Ovid is also known for his Ars Amatoria (The Art of Love), which probably first came into circulation when Ovid was around 43 years old, in the year 0. In the controversial but highly popular book he shared with his contemporary Romans advice on how to flirt with the opposite sex in order to “get laid” in the booming metropolitan city of Rome. Although the Romans loved the poems, Emperor Augustus did not. It was during Ovid’s upbringing when Octavius had gone from being Julius Caesar’s adopted son to a Caesar, or an emperor, now called Augustus. When Augustus came to power, he decided to implement a whole lot of changes in the rules, conduct and laws of Roman society, most of which weren’t that well received by the general populace. With these laws Augustus wanted to stave off immorality and debauchery amongst his citizens, as he wanted Romans of decent families to only engage in intercourse with their spouses – hopefully leading to more children. Thus extramarital sex was banned and made illegal, the punishment could be anything from exile to confiscation of property. For unfaithful women however the punishment was more severe as they were sometimes killed by their families and relatives. Moreover the husband was obliged to divorce his wife if she had been cheating, if not, he risked being punished himself.
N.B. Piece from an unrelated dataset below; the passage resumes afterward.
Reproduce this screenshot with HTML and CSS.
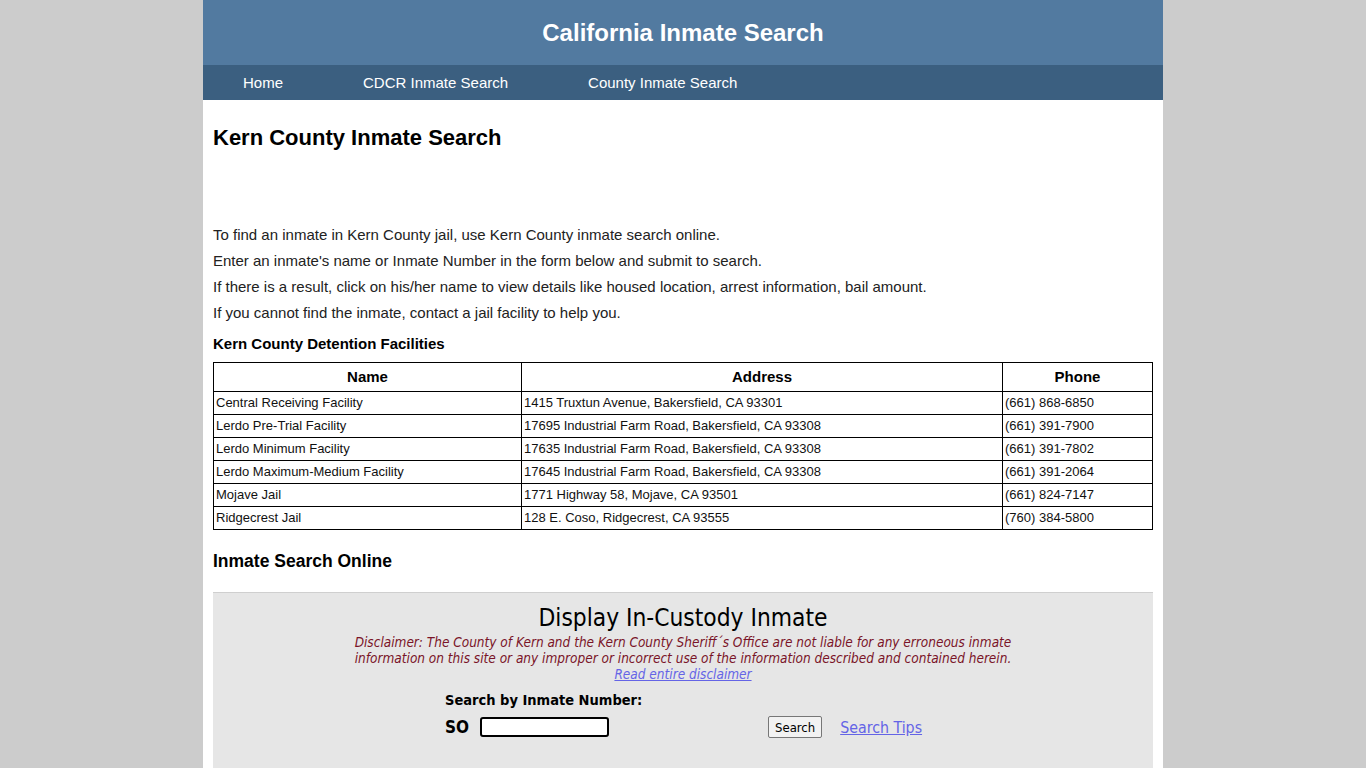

Although Ovid initially did quite well with his controversial love book, in the year 8 ACE he suffered the consequences as Augustus excommunicated him from Rome. During this same time there were rumours going around that the reason Ovid was exiled because he was aware of conspiratory plans against the emperor. However this isn’t generally accepted by historians and scholars today.
Ovid lived his remaining 9-10 years a long way from home and in quiet desperation, as he considered himself a man of the city with all its luxury and splendor. Instead he ended up in a backwater coastal village near the Black Sea called Tomis (modern day Constanta in România), and he never had the chance to see his wife, his daughter – or his beloved Rome ever again.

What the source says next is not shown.